しばらくして、店があった場所は更地になりました。その頃からかな、気持ちが変わっていったのは。ちょうどその時期、僕が文章を書いた絵本が何冊か世に出ました。

画家のなかには試行錯誤しながら3年以上かけて絵を描く方もいるので、絵本を一冊つくるには、すごく時間がかかります。だから、僕が文章を書いた時点からかなり経ってから書籍になるのですが、時間を置いたからこそ客観的に見ることができる。

完成した数冊の絵本は、自分で言うのもなんだけど、どれもすごくよかった。画家はそれぞれ世代もバラバラで、絵本の絵を描くのは初めてという若いアーティストもいて、僕も刺激を受けました。

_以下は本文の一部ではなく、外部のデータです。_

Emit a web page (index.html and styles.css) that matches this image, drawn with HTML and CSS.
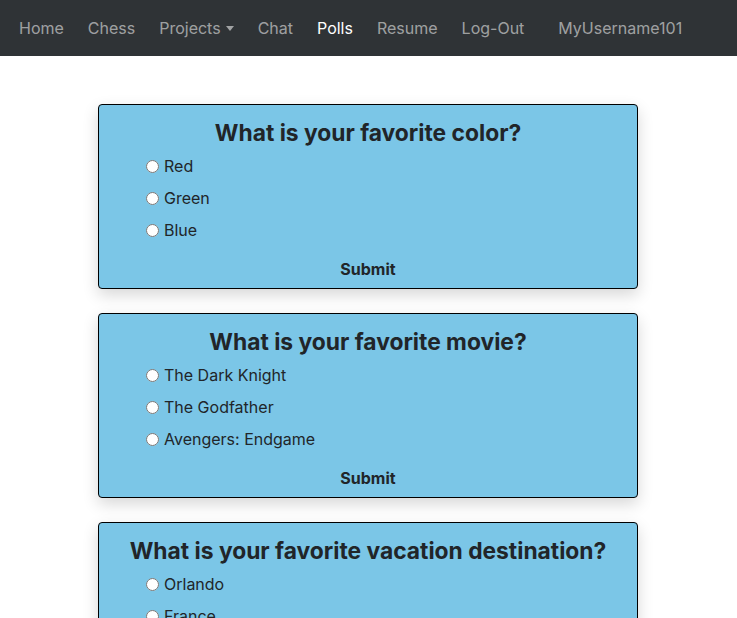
FILE: index.html
```html
<!DOCTYPE html>
<html lang="en">
<head>
<meta charset="utf-8">
<title>Polls</title>
<link rel="stylesheet" href="styles.css">
</head>
<body>
<nav class="navbar">
  <a class="nav-link" href="#">Home</a>
  <a class="nav-link" href="#">Chess</a>
  <a class="nav-link dropdown" href="#">Projects<span class="caret"></span></a>
  <a class="nav-link" href="#">Chat</a>
  <a class="nav-link active" href="#">Polls</a>
  <a class="nav-link" href="#">Resume</a>
  <a class="nav-link" href="#">Log-Out</a>
  <span class="nav-user">MyUsername101</span>
</nav>
<main class="polls">
  <form class="poll">
    <h3 class="poll-title">What is your favorite color?</h3>
    <label class="option"><input type="radio" name="q1"><span>Red</span></label>
    <label class="option"><input type="radio" name="q1"><span>Green</span></label>
    <label class="option"><input type="radio" name="q1"><span>Blue</span></label>
    <button class="submit" type="button">Submit</button>
  </form>
  <form class="poll">
    <h3 class="poll-title">What is your favorite movie?</h3>
    <label class="option"><input type="radio" name="q2"><span>The Dark Knight</span></label>
    <label class="option"><input type="radio" name="q2"><span>The Godfather</span></label>
    <label class="option"><input type="radio" name="q2"><span>Avengers: Endgame</span></label>
    <button class="submit" type="button">Submit</button>
  </form>
  <form class="poll">
    <h3 class="poll-title">What is your favorite vacation destination?</h3>
    <label class="option"><input type="radio" name="q3"><span>Orlando</span></label>
    <label class="option"><input type="radio" name="q3"><span>France</span></label>
    <label class="option"><input type="radio" name="q3"><span>Hawaii</span></label>
    <button class="submit" type="button">Submit</button>
  </form>
</main>
</body>
</html>
```
FILE: styles.css
```css
* { box-sizing: border-box; }
html, body { margin: 0; padding: 0; }
body {
  font-family: Inter, "Noto Sans", "Liberation Sans", sans-serif;
  color: #212529;
  background: #fff;
  font-size: 16px;
}
.navbar {
  height: 56px;
  background: #2f3336;
  display: flex;
  align-items: center;
  padding: 0 7px;
}
.nav-link {
  color: rgba(255,255,255,.55);
  text-decoration: none;
  padding: 0 12px;
  font-size: 16px;
  line-height: 24px;
  display: flex;
  align-items: center;
}
.nav-link.active { color: #fff; }
.caret {
  display: inline-block;
  margin-left: 5px;
  width: 0; height: 0;
  border-left: 4px solid transparent;
  border-right: 4px solid transparent;
  border-top: 5px solid currentColor;
}
.nav-user {
  color: rgba(255,255,255,.55);
  margin-left: 22px;
  font-size: 16px;
}
.polls {
  display: flex;
  flex-direction: column;
  align-items: center;
  gap: 24px;
  padding: 48px 1px 0 0;
}
.poll {
  width: 540px;
  background: #7bc6e7;
  border: 1px solid #000;
  border-radius: 4px;
  box-shadow: 0 6px 16px rgba(0,0,0,.16);
  padding: 11px 0 6px 42px;
  display: flex;
  flex-direction: column;
}
.poll-title {
  margin: 0 0 0 -42px;
  font-size: 22.8px;
  font-weight: 700;
  line-height: 34px;
  text-align: center;
}
.option {
  height: 32px;
  display: flex;
  align-items: center;
  font-size: 16px;
}
.option input {
  margin: 0 5px 0 5px;
  width: 13px; height: 13px;
}
.submit {
  margin: 10px 0 0 -42px;
  align-self: stretch;
  background: none;
  border: 0;
  font: inherit;
  font-weight: 700;
  color: #212529;
  height: 26px;
  cursor: pointer;
}
```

そして、何度も手に取って読み返すうちに、「絵本には可能性がある。僕はようやく、ここに辿り着いた。ここから新しい世界が始まる」という気持ちがふつふつと湧いてきたんです。絵本というものの意味が、自分のなかで大きく変わった気がしました。

初めて書いた絵本は、86年刊行の『あーちゃんちは パンやさん』。それから相当な数の絵本を書いてきましたが、漠然と現代詩の延長線上で書いてきた気がします。最後にオチがあるものも、けっこう書きました。でも、ただ詩の延長にオチをつけたのではダメなんですね。

子どもはどんなことにワクワクドキドキするのか。じっくり考えて書かなくては、子どもが目を輝かせてくれる本はつくれません。店を閉めて時間に余裕ができた今なら、それができる。画家は一枚ずつ時間をかけて絵に取り組んでいます。だったら僕も同じくらいじっくりと書こう。そう心に決めました。